TEI Parallel Segmentation Export

Use this API to export a set in TEI Parallel Segmentation. Note that this export will only contain the main witness text and differences between other witnesses. Other data, such as notes, page breaks and line numbers will not be included.

  • /set/{id}/export?mode=teips&base=101&sync - Get the parallel segmentation output.

The base param is require. It tells the system which witness to use as the base text when generating the XML output. The sync param is optional. When included, the call will be synchronous; it will block while the data is generated and return XML as the result. When it is not excluded, there are two possible results from this call. If the export has previously been generated, the XML will be returned immediately.
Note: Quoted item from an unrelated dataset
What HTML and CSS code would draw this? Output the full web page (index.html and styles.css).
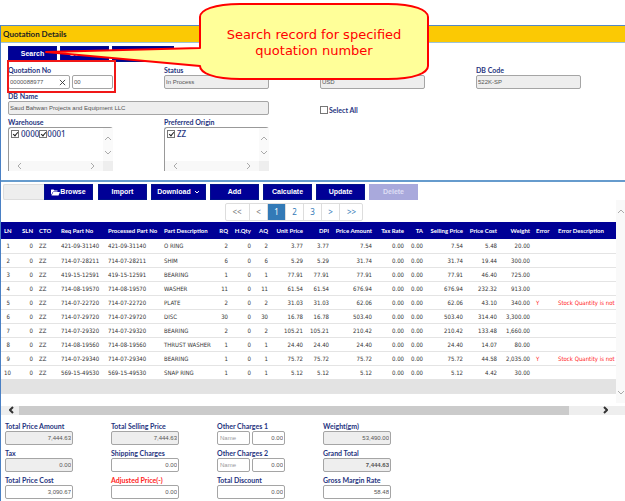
FILE: index.html
```html
<!DOCTYPE html>
<html lang="en">
<head>
<meta charset="utf-8">
<title>Quotation Details</title>
<link rel="stylesheet" href="styles.css">
</head>
<body>
<main class="page">
  <h1 class="title">Quotation Details</h1>
  <section class="details">
    <div class="actions">
      <button class="btn w-s">Search</button>
      <button class="btn w-s">Generate</button>
      <button class="btn w-l" aria-label="Reset"></button>
    </div>
    <div class="fields">
      <div class="field">
        <label for="qno">Quotation No</label>
        <div class="pair">
          <div class="clearable"><input id="qno" value="0000088977"><button class="clear" aria-label="Clear"><svg viewBox="0 0 8 8"><path d="M1 1L7 7M7 1L1 7"/></svg></button></div>
          <input class="rev" aria-label="Revision" value="00">
        </div>
      </div>
      <div class="field"><label for="status">Status</label><input id="status" readonly value="In Process"></div>
      <div class="field"><label for="cur">Currency</label><input id="cur" readonly value="USD"></div>
      <div class="field"><label for="code">DB Code</label><input id="code" readonly value="522K-SP"></div>
      <div class="field wide"><label for="dbname">DB Name</label><input id="dbname" readonly value="Saud Bahwan Projects and Equipment LLC"></div>
      <div class="field select-all"><label><input type="checkbox">Select All</label></div>
      <div class="field start">
        <span class="caption">Warehouse</span>
        <div class="list">
          <div class="options"><label><input type="checkbox" checked><span>0000</span></label><label class="next"><input type="checkbox" checked>0001</label></div>
          <div class="vbar"><svg viewBox="0 0 8 5"><path d="M1 4L4 1L7 4"/></svg><svg viewBox="0 0 8 5"><path d="M1 1L4 4L7 1"/></svg></div>
          <div class="hbar"><svg viewBox="0 0 5 8"><path d="M4 1L1 4L4 7"/></svg><svg viewBox="0 0 5 8"><path d="M1 1L4 4L1 7"/></svg></div>
          <div class="corner"></div>
        </div>
      </div>
      <div class="field">
        <span class="caption">Preferred Origin</span>
        <div class="list">
          <div class="options"><label><input type="checkbox" checked><span>ZZ</span></label></div>
          <div class="vbar"><svg viewBox="0 0 8 5"><path d="M1 4L4 1L7 4"/></svg><svg viewBox="0 0 8 5"><path d="M1 1L4 4L7 1"/></svg></div>
          <div class="hbar"><svg viewBox="0 0 5 8"><path d="M4 1L1 4L4 7"/></svg><svg viewBox="0 0 5 8"><path d="M1 1L4 4L1 7"/></svg></div>
          <div class="corner"></div>
        </div>
      </div>
    </div>
  </section>

  <section class="items">
    <div class="toolbar">
      <div class="upload"><input readonly aria-label="File"><button class="btn w-s"><svg class="folder" viewBox="0 0 18 14"><path d="M0 12V2Q0 1 1 1H5L7 3H13V5H5Q4 5 3.500 6Z"/><path d="M4.500 6H18L15 13H1Z"/></svg>Browse</button></div>
      <button class="btn w-s">Import</button>
      <button class="btn w-m">Download <svg class="caret" viewBox="0 0 6 4"><path d="M1 1L3 3L5 1"/></svg></button>
      <button class="btn w-s">Add</button>
      <button class="btn w-s">Calculate</button>
      <button class="btn w-s">Update</button>
      <button class="btn w-s" disabled>Delete</button>
    </div>
    <div class="viewport">
      <div class="content">
        <nav class="pager" aria-label="Pages">
          <a class="off wide-page" href="#">&lt;&lt;</a><a class="off" href="#">&lt;</a><a class="current" href="#">1</a><a href="#">2</a><a href="#">3</a><a href="#">&gt;</a><a class="wide-page" href="#">&gt;&gt;</a>
        </nav>
        <table>
          <colgroup><col class="c12"><col class="c23"><col class="c22"><col class="c47"><col class="c56"><col class="c54"><col class="c16"><col class="c23"><col class="c17"><col class="c35"><col class="c26"><col class="c43"><col class="c32"><col class="c19"><col class="c40"><col class="c34"><col class="c33"><col class="c22"><col></colgroup>
          <thead><tr><th class="n">LN</th><th class="n">SLN</th><th>CTO</th><th>Req Part No</th><th>Processed Part No</th><th>Part Description</th><th class="n">RQ</th><th class="n">H.Qty</th><th class="n">AQ</th><th class="n">Unit Price</th><th class="n">DPI</th><th class="n">Price Amount</th><th class="n">Tax Rate</th><th class="n">TA</th><th class="n">Selling Price</th><th class="n">Price Cost</th><th class="n">Weight</th><th>Error</th><th>Error Description</th></tr></thead>
          <tbody>
            <tr><td class="n">1</td><td class="n">0</td><td>ZZ</td><td>421-09-31140</td><td>421-09-31140</td><td>O RING</td><td class="n">2</td><td class="n">0</td><td class="n">2</td><td class="n">3.77</td><td class="n">3.77</td><td class="n">7.54</td><td class="n">0.00</td><td class="n">0.00</td><td class="n">7.54</td><td class="n">5.48</td><td class="n">20.00</td><td></td><td></td></tr>
            <tr><td class="n">2</td><td class="n">0</td><td>ZZ</td><td>714-07-28211</td><td>714-07-28211</td><td>SHIM</td><td class="n">6</td><td class="n">0</td><td class="n">6</td><td class="n">5.29</td><td class="n">5.29</td><td class="n">31.74</td><td class="n">0.00</td><td class="n">0.00</td><td class="n">31.74</td><td class="n">19.44</td><td class="n">300.00</td><td></td><td></td></tr>
            <tr><td class="n">3</td><td class="n">0</td><td>ZZ</td><td>419-15-12591</td><td>419-15-12591</td><td>BEARING</td><td class="n">1</td><td class="n">0</td><td class="n">1</td><td class="n">77.91</td><td class="n">77.91</td><td class="n">77.91</td><td class="n">0.00</td><td class="n">0.00</td><td class="n">77.91</td><td class="n">46.40</td><td class="n">725.00</td><td></td><td></td></tr>
            <tr><td class="n">4</td><td class="n">0</td><td>ZZ</td><td>714-08-19570</td><td>714-08-19570</td><td>WASHER</td><td class="n">11</td><td class="n">0</td><td class="n">11</td><td class="n">61.54</td><td class="n">61.54</td><td class="n">676.94</td><td class="n">0.00</td><td class="n">0.00</td><td class="n">676.94</td><td class="n">232.32</td><td class="n">913.00</td><td></td><td></td></tr>
            <tr><td class="n">5</td><td class="n">0</td><td>ZZ</td><td>714-07-22720</td><td>714-07-22720</td><td>PLATE</td><td class="n">2</td><td class="n">0</td><td class="n">2</td><td class="n">31.03</td><td class="n">31.03</td><td class="n">62.06</td><td class="n">0.00</td><td class="n">0.00</td><td class="n">62.06</td><td class="n">43.10</td><td class="n">340.00</td><td class="err">Y</td><td class="err">Stock Quantity is not</td></tr>
            <tr><td class="n">6</td><td class="n">0</td><td>ZZ</td><td>714-07-29720</td><td>714-07-29720</td><td>DISC</td><td class="n">30</td><td class="n">0</td><td class="n">30</td><td class="n">16.78</td><td class="n">16.78</td><td class="n">503.40</td><td class="n">0.00</td><td class="n">0.00</td><td class="n">503.40</td><td class="n">314.40</td><td class="n">3,300.00</td><td></td><td></td></tr>
            <tr><td class="n">7</td><td class="n">0</td><td>ZZ</td><td>714-07-29320</td><td>714-07-29320</td><td>BEARING</td><td class="n">2</td><td class="n">0</td><td class="n">2</td><td class="n">105.21</td><td class="n">105.21</td><td class="n">210.42</td><td class="n">0.00</td><td class="n">0.00</td><td class="n">210.42</td><td class="n">133.48</td><td class="n">1,660.00</td><td></td><td></td></tr>
            <tr><td class="n">8</td><td class="n">0</td><td>ZZ</td><td>714-08-19560</td><td>714-08-19560</td><td>THRUST WASHER</td><td class="n">1</td><td class="n">0</td><td class="n">1</td><td class="n">24.40</td><td class="n">24.40</td><td class="n">24.40</td><td class="n">0.00</td><td class="n">0.00</td><td class="n">24.40</td><td class="n">14.07</td><td class="n">80.00</td><td></td><td></td></tr>
            <tr><td class="n">9</td><td class="n">0</td><td>ZZ</td><td>714-07-29340</td><td>714-07-29340</td><td>BEARING</td><td class="n">1</td><td class="n">0</td><td class="n">1</td><td class="n">75.72</td><td class="n">75.72</td><td class="n">75.72</td><td class="n">0.00</td><td class="n">0.00</td><td class="n">75.72</td><td class="n">44.58</td><td class="n">2,035.00</td><td class="err">Y</td><td class="err">Stock Quantity is not</td></tr>
            <tr><td class="n">10</td><td class="n">0</td><td>ZZ</td><td>569-15-49530</td><td>569-15-49530</td><td>SNAP RING</td><td class="n">1</td><td class="n">0</td><td class="n">1</td><td class="n">5.12</td><td class="n">5.12</td><td class="n">5.12</td><td class="n">0.00</td><td class="n">0.00</td><td class="n">5.12</td><td class="n">4.42</td><td class="n">30.00</td><td></td><td></td></tr>
          </tbody>
          <tfoot><tr><td colspan="19"></td></tr></tfoot>
        </table>
      </div>
      <div class="rail"><svg viewBox="0 0 8 5"><path d="M1 4L4 1L7 4"/></svg><svg viewBox="0 0 8 5"><path d="M1 1L4 4L7 1"/></svg></div>
    </div>
    <div class="scroll"><svg viewBox="0 0 5 8"><path d="M4 1L1 4L4 7"/></svg><div class="track"><div class="thumb"></div></div><svg viewBox="0 0 5 8"><path d="M1 1L4 4L1 7"/></svg></div>
  </section>

  <section class="totals">
    <div class="field"><label for="t1">Total Price Amount</label><input id="t1" readonly value="7,444.63"></div>
    <div class="field"><label for="t2">Total Selling Price</label><input id="t2" readonly value="7,444.63"></div>
    <div class="field"><label for="t3">Other Charges 1</label><div class="pair"><input class="name" placeholder="Name" aria-label="Charge 1 name"><input id="t3" value="0.00"></div></div>
    <div class="field"><label for="t4">Weight(gm)</label><input id="t4" readonly value="53,490.00"></div>
    <div class="field"><label for="t5">Tax</label><input id="t5" readonly value="0.00"></div>
    <div class="field"><label for="t6">Shipping Charges</label><input id="t6" value="0.00"></div>
    <div class="field"><label for="t7">Other Charges 2</label><div class="pair"><input class="name" placeholder="Name" aria-label="Charge 2 name"><input id="t7" value="0.00"></div></div>
    <div class="field"><label for="t8">Grand Total</label><input id="t8" class="grand" readonly value="7,444.63"></div>
    <div class="field"><label for="t9">Total Price Cost</label><input id="t9" value="3,090.67"></div>
    <div class="field"><label class="err" for="t10">Adjusted Price(-)</label><input id="t10" value="0.00"></div>
    <div class="field"><label for="t11">Total Discount</label><input id="t11" value="0.00"></div>
    <div class="field"><label for="t12">Gross Margin Rate</label><input id="t12" value="58.48"></div>
  </section>
</main>

<div class="highlight"></div>
<div class="callout">
  <svg viewBox="0 0 392 80"><path d="M194 17C194 10 208 4 234 4H382C408 4 422 10 422 17V66C422 73 408 79 382 79H234C208 79 194 73 194 66L40 52L194 48Z" transform="translate(-34 0)"/></svg>
  <p>Search record for specified<br>quotation number</p>
</div>
</body>
</html>
```
FILE: styles.css
```css
* { box-sizing: border-box; }
body { margin: 0; padding-top: 25px; position: relative; background: #fff; color: #333; font: 7px/10px "Liberation Sans", sans-serif; overflow-x: hidden; }
input, button { font: inherit; margin: 0; }
svg { display: block; fill: none; stroke: #aaa; }
a { text-decoration: none; }
.page { border-left: 1px solid #4a80c4; }
.title { margin: 0; height: 18px; padding-left: 2px; border-top: 1px solid #5588c4; border-bottom: 1px solid #9dc3d8; background: #fbc904; color: #222; font: 700 8px/16px Lato, sans-serif; }

.btn { height: 16px; padding: 0; border: 1px solid #00128c; background: #000096; color: #fff; font-weight: 700; display: flex; align-items: center; justify-content: center; }
.btn:disabled { background: #a9a9dc; border-color: #a9a9dc; color: #dedef4; }
.w-s { width: 49px; }
.w-m { width: 55px; }
.w-l { width: 62px; }

.details { padding: 3px 0 9px 7px; }
.actions { display: flex; gap: 3px; }
.fields { display: grid; grid-template-columns: repeat(4, 105px); column-gap: 51px; row-gap: 2px; padding-top: 3px; }
.field { display: flex; flex-direction: column; }
.field > label, .caption, .select-all label { height: 10px; color: #1f3480; font: 700 7px/10px Lato, sans-serif; white-space: nowrap; }
.field input:not([type=checkbox]) { width: 100%; min-width: 0; height: 14px; padding: 0 1px; border: 1px solid #a5a5a5; border-radius: 2px; background: #fff; color: #555; font-size: 6px; outline: 0; }
.field input[readonly]:not([type=checkbox]) { background: #eee; }
.pair { display: flex; gap: 2px; }
.clearable { position: relative; flex: 0 0 62px; }
.clear { position: absolute; right: 4px; top: 4px; width: 7px; height: 7px; padding: 0; border: 0; background: none; }
.clear svg { width: 7px; height: 7px; stroke: #333; }
.wide { grid-column: span 2; }
.start { grid-column: 1; }
input[type=checkbox] { appearance: none; flex: none; width: 8px; height: 8px; border: 1px solid #777; background: #fff; position: relative; }
input[type=checkbox]:checked::after { content: ""; position: absolute; left: 2px; top: 0; width: 2px; height: 4px; border: solid #222; border-width: 0 1px 1px 0; transform: rotate(40deg); }
.field.select-all { justify-content: flex-end; }
.select-all label { display: flex; align-items: center; gap: 1px; }
.list { display: grid; grid-template-columns: 1fr 10px; grid-template-rows: 33px 10px; border: solid #999; border-width: 1px 0 0 1px; border-radius: 3px 3px 0 0; }
.options { display: flex; padding: 2px; color: #1f3480; font: 500 8px/8px "Noto Sans", sans-serif; }
.options label { display: flex; height: 8px; gap: 2px; }
.options .next { gap: 0; }
.vbar { display: flex; flex-direction: column; justify-content: flex-end; gap: 9px; align-items: center; padding-bottom: 6px; background: #fafafa; }
.vbar svg { width: 8px; height: 5px; }
.hbar { display: flex; justify-content: space-between; align-items: center; padding: 0 8px; background: #f8f8f8; }
.hbar svg { width: 5px; height: 8px; }
.corner { background: #eee; }

.items { border-top: 2px solid #669bcd; padding-top: 2px; }
.toolbar { display: flex; gap: 4px; padding-left: 2px; }
.upload { display: flex; margin-right: 1px; }
.upload input { width: 41px; height: 16px; padding: 0; border: 1px solid #ddd; border-right: 0; border-radius: 2px 0 0 2px; background: #eee; }
.folder { width: 9px; height: 7px; fill: #fff; stroke: none; }
.caret { width: 6px; height: 4px; margin-left: 3px; stroke: #fff; }
.viewport { display: flex; }
.content { flex: 1; min-width: 0; padding-top: 3px; }
.pager { display: flex; justify-content: center; width: 138px; margin: 0 auto 1px 224px; border: 1px solid #ddd; border-radius: 2px; }
.pager a { flex: 1 0 18px; height: 16px; border-left: 1px solid #ddd; color: #337ab7; font: 8px/16px "Noto Sans", sans-serif; text-align: center; }
.pager a:first-child { border-left: 0; }
.pager .wide-page { flex-basis: 24px; }
.pager .off { color: #777; }
.pager .current { background: #337ab7; color: #fff; }
table { width: 100%; table-layout: fixed; border-collapse: collapse; }
th, td { padding: 0 3px; text-align: left; white-space: nowrap; }
th { height: 17px; background: #000096; color: #fff; font: 700 6px/16px Lato, sans-serif; }
td { height: 14px; border-bottom: 1px solid #e4e4e4; color: #333; font: 6px/13px "DejaVu Sans Condensed", "DejaVu Sans", sans-serif; }
td:last-child { overflow: hidden; }
.n { text-align: right; }
td.err, .field > label.err { color: #f22; }
tfoot td { background: #e3e3e3; }
.rail { width: 9px; margin-bottom: -9px; padding: 9px 0 8px; display: flex; flex-direction: column; justify-content: space-between; align-items: center; background: #f9f9f9; }
.rail svg { width: 8px; height: 5px; }
.scroll { display: flex; align-items: center; height: 9px; margin-top: 12px; padding: 0 17px 0 8px; background: #eee; }
.scroll svg { width: 5px; height: 8px; stroke: #333; stroke-width: 2; }
.track { flex: 1; padding: 0 34px 0 5px; }
.thumb { height: 9px; background: #cbcbcb; }
.c12 { width: 12px; } .c16 { width: 16px; } .c17 { width: 17px; } .c19 { width: 19px; }
.c22 { width: 22px; } .c23 { width: 23px; } .c26 { width: 26px; } .c32 { width: 32px; }
.c33 { width: 33px; } .c34 { width: 34px; } .c35 { width: 35px; } .c40 { width: 40px; }
.c43 { width: 43px; } .c47 { width: 47px; } .c54 { width: 54px; } .c56 { width: 56px; }

.totals { display: grid; grid-template-columns: repeat(4, 68px); column-gap: 38px; row-gap: 3px; padding: 6px 0 2px 4px; }
.totals .field input { text-align: right; }
.totals .field .name { text-align: left; padding-left: 2px; }
.name::placeholder { color: #999; }
.totals .field .grand { font-weight: 700; }

.highlight { position: absolute; left: 7px; top: 60px; width: 109px; height: 33px; border: 2px solid #f01818; }
.callout { position: absolute; left: 40px; top: 0; width: 392px; height: 80px; }
.callout svg { position: absolute; width: 392px; height: 80px; overflow: visible; }
.callout path { fill: #ffff99; stroke: #f00; stroke-width: 2; stroke-linejoin: round; }
.callout p { position: relative; width: 228px; margin: 0 0 0 160px; padding-top: 27px; color: #f00; font: 13px/16px "DejaVu Sans", sans-serif; text-align: center; }
```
If not, the return will be 'EXPORTING {taskid}". Parse out the taskId and use the previously described Task API to track the status of the export. When complete, make another request to /export to get the XML.

Edition Starter

Use this API to generate a skeletal edition from a comparison set. Output can be in HTML or DOCX.

  • /set/{id}/edition (POST) - Begin the process of creating an edition based on the settings in the JSON payload. The response to this POST is a JSON object containing information needed to track the progress of the edition creation, as well as a token used to retrieve the completed document.

JSON Request Format:

 { 
     title: title,
     lineFrequency: 5,
     numberBlankLines: true | false,
     witnesses: [
        { id: id, include: true|false, base: true|false, siglum: name }, ...
     ]
 }

JSON Response Format:

 {
   "status": "RENDERING",
   "taskId": "id",
   "token": "token"
 } 

 The taskID is used to track rendering progress. When complete, the token is used to get the edition.
  • /set/{id}/edition (GET) Get the edition. Two query parameters are required: token=t : The edition token returned by the POST. format=html|docx : The format in which to return the edition.